#### Collected data

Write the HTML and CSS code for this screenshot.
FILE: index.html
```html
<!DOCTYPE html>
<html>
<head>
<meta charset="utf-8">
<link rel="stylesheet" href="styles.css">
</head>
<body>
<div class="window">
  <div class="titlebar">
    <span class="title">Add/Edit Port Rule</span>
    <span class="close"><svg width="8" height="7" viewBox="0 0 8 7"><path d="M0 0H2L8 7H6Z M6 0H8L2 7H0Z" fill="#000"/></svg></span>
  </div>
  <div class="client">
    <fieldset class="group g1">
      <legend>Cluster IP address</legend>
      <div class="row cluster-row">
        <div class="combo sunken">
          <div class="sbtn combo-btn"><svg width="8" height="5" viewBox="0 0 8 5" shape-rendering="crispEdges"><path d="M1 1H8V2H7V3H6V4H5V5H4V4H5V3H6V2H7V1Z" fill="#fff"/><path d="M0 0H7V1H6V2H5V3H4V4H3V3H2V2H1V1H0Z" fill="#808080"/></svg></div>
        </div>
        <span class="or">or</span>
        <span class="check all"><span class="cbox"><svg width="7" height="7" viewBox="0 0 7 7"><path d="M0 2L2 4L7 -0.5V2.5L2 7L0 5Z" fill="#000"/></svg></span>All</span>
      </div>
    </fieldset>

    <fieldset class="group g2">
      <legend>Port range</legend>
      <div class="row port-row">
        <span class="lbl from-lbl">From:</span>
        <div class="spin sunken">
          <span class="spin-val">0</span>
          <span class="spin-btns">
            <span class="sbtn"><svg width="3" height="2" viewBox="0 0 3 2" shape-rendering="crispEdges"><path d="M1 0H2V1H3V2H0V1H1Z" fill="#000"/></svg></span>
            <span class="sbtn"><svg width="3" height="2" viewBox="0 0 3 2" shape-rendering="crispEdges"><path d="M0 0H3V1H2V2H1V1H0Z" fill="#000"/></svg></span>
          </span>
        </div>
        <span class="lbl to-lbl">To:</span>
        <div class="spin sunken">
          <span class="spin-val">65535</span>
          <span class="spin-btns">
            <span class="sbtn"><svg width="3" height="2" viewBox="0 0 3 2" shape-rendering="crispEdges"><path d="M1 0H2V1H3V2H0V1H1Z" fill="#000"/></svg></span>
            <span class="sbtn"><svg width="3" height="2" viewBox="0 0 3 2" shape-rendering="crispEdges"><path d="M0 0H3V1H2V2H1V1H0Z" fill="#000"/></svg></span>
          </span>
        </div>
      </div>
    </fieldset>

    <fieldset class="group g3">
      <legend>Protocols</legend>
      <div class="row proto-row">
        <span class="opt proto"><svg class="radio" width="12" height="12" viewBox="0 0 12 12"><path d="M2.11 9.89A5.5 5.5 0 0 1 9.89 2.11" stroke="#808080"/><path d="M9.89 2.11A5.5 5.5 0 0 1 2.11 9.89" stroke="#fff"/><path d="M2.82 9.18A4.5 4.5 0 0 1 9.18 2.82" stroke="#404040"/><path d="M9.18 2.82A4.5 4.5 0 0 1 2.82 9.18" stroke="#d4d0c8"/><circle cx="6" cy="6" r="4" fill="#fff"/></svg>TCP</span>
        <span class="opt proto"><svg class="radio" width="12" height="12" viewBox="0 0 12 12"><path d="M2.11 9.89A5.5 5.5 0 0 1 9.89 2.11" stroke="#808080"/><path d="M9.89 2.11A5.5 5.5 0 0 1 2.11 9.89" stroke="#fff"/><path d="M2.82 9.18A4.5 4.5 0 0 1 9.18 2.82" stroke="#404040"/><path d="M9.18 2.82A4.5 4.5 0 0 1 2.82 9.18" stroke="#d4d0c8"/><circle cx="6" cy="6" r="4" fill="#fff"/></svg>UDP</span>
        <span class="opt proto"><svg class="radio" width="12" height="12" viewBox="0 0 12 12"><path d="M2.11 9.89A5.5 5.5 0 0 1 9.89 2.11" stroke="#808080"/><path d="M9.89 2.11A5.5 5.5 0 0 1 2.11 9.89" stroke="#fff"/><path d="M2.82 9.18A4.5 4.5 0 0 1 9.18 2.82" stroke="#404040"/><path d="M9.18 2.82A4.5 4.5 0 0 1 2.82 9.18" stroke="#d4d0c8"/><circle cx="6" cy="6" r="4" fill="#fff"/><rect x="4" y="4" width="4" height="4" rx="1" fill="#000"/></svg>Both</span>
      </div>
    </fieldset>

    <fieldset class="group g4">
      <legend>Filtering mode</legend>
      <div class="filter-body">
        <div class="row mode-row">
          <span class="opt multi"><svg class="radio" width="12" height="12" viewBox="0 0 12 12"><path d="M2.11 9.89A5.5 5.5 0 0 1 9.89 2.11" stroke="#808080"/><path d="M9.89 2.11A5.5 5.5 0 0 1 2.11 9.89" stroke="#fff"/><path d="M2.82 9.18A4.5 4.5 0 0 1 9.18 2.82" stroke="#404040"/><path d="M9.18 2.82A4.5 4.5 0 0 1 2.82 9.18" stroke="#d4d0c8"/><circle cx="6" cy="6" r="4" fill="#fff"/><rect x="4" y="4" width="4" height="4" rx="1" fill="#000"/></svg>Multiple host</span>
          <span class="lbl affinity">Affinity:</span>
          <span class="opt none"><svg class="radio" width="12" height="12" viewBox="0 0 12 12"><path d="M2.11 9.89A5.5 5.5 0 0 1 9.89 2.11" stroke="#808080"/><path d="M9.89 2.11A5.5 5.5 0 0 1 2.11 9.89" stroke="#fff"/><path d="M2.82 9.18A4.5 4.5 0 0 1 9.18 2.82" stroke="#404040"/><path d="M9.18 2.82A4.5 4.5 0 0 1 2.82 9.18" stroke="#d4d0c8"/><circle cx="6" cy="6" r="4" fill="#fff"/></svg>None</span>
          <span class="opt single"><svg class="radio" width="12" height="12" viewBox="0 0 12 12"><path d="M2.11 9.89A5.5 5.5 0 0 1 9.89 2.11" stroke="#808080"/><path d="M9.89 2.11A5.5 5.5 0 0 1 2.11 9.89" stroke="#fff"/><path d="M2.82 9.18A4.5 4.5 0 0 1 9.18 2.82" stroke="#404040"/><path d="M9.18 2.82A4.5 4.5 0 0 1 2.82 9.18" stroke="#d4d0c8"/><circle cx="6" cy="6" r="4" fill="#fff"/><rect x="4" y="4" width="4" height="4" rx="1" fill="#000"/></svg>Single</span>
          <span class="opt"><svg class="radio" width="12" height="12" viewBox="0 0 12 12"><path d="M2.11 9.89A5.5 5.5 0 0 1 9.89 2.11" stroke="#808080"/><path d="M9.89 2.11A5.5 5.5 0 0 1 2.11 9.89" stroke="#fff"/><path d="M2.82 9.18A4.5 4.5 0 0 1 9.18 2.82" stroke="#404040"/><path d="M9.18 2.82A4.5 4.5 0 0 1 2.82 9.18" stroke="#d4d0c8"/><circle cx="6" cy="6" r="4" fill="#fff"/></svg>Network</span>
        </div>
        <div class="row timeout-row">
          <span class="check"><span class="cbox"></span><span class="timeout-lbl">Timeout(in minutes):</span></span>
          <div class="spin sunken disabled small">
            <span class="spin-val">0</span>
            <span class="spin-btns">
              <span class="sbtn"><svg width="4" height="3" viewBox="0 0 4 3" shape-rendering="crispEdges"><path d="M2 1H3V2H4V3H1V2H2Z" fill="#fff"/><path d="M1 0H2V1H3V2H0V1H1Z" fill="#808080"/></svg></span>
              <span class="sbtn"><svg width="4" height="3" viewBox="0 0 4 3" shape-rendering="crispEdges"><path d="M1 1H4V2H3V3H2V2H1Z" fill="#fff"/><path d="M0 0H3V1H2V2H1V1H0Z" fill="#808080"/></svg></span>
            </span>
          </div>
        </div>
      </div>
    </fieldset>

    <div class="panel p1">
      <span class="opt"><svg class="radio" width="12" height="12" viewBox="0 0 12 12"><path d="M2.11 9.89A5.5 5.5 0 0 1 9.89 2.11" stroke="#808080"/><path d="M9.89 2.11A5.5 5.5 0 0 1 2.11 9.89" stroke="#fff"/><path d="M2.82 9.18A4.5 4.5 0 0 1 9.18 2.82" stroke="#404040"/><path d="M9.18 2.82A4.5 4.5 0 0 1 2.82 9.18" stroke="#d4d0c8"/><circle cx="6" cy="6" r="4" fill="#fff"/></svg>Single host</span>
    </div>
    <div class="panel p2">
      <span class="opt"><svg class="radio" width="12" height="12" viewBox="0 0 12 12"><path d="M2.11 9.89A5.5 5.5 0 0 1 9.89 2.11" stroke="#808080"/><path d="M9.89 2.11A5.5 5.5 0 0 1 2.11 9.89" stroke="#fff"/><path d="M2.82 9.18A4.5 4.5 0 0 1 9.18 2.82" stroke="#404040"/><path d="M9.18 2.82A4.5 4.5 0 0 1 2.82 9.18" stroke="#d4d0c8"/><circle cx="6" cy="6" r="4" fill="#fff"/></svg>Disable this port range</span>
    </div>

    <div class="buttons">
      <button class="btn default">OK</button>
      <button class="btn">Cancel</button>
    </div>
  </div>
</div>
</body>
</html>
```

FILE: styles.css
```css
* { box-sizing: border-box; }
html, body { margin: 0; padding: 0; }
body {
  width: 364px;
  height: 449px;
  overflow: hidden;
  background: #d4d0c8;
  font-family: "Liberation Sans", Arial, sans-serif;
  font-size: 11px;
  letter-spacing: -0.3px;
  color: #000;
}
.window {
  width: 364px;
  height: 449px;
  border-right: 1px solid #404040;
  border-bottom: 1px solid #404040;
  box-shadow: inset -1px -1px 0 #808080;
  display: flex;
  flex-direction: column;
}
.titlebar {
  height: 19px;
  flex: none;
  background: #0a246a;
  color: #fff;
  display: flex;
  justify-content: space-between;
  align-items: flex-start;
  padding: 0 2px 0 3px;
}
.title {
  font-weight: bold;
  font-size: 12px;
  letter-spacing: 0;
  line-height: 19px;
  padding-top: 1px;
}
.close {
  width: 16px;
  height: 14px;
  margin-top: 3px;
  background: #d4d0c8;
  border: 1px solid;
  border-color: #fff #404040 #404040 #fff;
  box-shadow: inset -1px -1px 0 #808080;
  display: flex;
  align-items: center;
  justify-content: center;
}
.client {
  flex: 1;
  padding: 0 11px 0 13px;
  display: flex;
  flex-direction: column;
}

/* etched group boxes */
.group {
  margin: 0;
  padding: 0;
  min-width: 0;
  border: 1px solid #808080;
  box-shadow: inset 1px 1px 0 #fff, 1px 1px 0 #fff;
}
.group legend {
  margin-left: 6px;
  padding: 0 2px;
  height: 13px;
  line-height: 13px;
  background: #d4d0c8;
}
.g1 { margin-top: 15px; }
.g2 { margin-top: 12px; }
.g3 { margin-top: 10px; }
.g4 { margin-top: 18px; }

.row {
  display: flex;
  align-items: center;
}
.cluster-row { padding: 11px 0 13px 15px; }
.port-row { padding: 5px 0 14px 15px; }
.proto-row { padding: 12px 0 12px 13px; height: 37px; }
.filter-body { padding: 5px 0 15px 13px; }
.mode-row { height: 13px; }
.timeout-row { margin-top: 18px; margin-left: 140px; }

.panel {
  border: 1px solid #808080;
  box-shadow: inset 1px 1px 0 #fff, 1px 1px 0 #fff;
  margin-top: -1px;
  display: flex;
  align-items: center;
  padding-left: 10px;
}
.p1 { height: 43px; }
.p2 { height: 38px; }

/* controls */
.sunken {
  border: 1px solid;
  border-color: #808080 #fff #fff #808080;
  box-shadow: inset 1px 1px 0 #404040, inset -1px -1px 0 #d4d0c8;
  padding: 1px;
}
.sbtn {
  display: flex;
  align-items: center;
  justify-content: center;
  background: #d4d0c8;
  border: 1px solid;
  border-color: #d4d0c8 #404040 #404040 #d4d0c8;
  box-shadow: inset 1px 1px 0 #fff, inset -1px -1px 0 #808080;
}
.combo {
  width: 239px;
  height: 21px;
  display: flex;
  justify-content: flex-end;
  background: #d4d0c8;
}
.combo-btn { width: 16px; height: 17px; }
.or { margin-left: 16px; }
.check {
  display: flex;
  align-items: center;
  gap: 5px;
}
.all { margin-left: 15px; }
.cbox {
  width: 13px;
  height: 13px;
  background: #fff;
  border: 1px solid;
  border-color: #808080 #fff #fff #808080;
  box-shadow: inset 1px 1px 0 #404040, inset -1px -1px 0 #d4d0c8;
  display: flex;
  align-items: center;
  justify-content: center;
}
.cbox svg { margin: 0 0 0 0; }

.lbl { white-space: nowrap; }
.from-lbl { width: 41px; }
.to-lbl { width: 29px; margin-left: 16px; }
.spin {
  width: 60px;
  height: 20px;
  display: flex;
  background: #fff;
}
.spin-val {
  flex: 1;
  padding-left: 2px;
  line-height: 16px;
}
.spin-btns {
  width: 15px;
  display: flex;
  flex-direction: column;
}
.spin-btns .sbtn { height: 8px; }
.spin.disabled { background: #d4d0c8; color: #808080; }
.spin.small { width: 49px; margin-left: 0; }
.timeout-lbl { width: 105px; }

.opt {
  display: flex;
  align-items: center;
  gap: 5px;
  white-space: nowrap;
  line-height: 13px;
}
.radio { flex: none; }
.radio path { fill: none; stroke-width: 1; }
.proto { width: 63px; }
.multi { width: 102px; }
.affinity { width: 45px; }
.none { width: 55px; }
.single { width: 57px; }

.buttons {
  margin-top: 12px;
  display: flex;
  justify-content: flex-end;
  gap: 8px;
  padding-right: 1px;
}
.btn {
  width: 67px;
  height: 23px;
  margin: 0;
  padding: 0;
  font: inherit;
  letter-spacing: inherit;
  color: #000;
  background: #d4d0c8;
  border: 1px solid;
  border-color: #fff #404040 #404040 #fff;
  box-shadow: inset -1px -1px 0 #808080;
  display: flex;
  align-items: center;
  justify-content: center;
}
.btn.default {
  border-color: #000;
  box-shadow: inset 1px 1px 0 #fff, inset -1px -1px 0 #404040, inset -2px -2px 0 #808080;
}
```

########

Copy each line above containing the string "this".

◆ Written answer:
Write the HTML and CSS code for this screenshot.
      <span class="opt"><svg class="radio" width="12" height="12" viewBox="0 0 12 12"><path d="M2.11 9.89A5.5 5.5 0 0 1 9.89 2.11" stroke="#808080"/><path d="M9.89 2.11A5.5 5.5 0 0 1 2.11 9.89" stroke="#fff"/><path d="M2.82 9.18A4.5 4.5 0 0 1 9.18 2.82" stroke="#404040"/><path d="M9.18 2.82A4.5 4.5 0 0 1 2.82 9.18" stroke="#d4d0c8"/><circle cx="6" cy="6" r="4" fill="#fff"/></svg>Disable this port range</span>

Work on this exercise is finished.